This ALB will manage the access to our services by automatically directing them from port 80 in HTTP to port 443 in HTTPS:

myAppLoadBalancer.addListener(`App-80-Listener`, {
port: 80,
defaultAction: elbv2.ListenerAction.redirect({
permanent: true,
port: '443',
protocol: 'HTTPS',
})
})
myAppLoadBalancer.addListener(`App-443-Listener`, {
port: 443,
defaultAction: elbv2.ListenerAction.fixedResponse(503, {
contentType: `text/plain`,
messageBody: 'host not found',
})
})

To manage the requests made in HTTPS on port 443, a certificate must be associated with the relative listener. We can do this using AWS Certificate Manager. This service makes it easy to create and configure certificates allowing also automatic updating.

To conclude

The resources configured within this repository can be considered the foundation for the entire solution.

In the next episode, we will analyze the application stack dedicated to each customer who uses the services we have seen today.

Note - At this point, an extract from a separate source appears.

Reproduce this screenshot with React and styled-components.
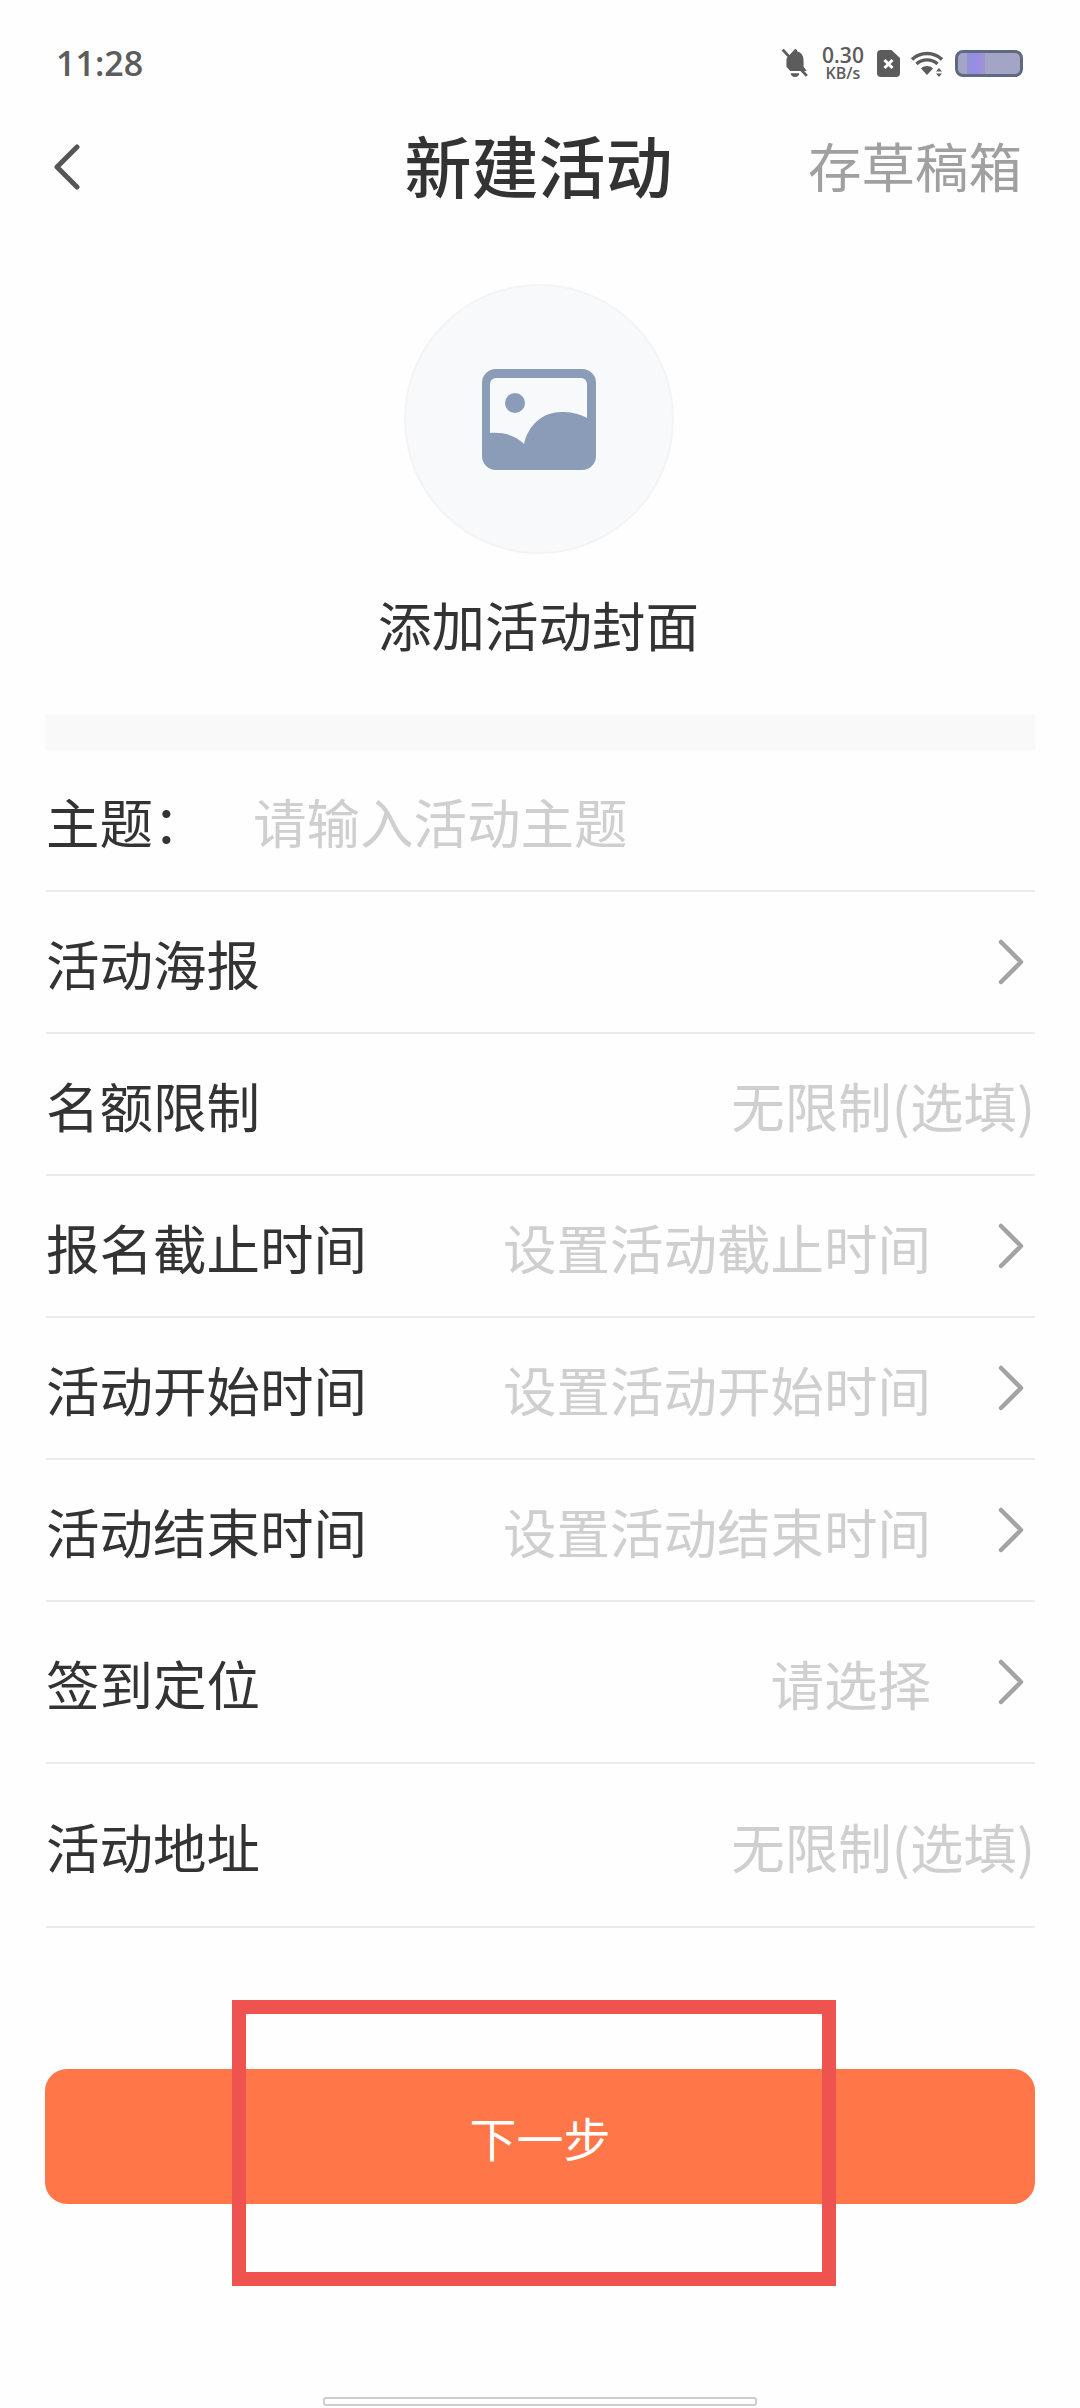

To have a solid solution from the security and scalability point of view, reliability must be firstly ensured to the underlying infrastructure. For this reason, we have relied solely on services managed by AWS, thus reducing the effort of administration and monitoring.

Is everything running smoothly till now?

At this point, we are ready to create the resources. But for this last step see you in 14 days with the last!


About Proud2beCloud

Proud2beCloud is a blog by beSharp, an Italian APN Premier Consulting Partner expert in designing, implementing, and managing complex Cloud infrastructures and advanced services on AWS. Before being writers, we are Cloud Experts working daily with AWS services since 2007. We are hungry readers, innovative builders, and gem-seekers. On Proud2beCloud, we regularly share our best AWS pro tips, configuration insights, in-depth news, tips&tricks, how-tos, and many other resources. Take part in the discussion!

Antonio Callegari
DevOps Engineer @ beSharp.Born as a hardware-addicted, “classic” system engineer, I also like jumping to the dark side: the Cloud! And you know the effect that this mix can make :) Hand-making is my first choice, but a bit of high-quality automation is welcome in my projects.My free time is split between my family and the music, both as a player, and sound engineer.
Mattia Costamagna
DevOps engineer and cloud-native developer @ beSharp. I love spending my free time reading novels and listening to 70s rock and blues music. Always in search of new technologies and frameworks to test and use. Craft beer is my fuel!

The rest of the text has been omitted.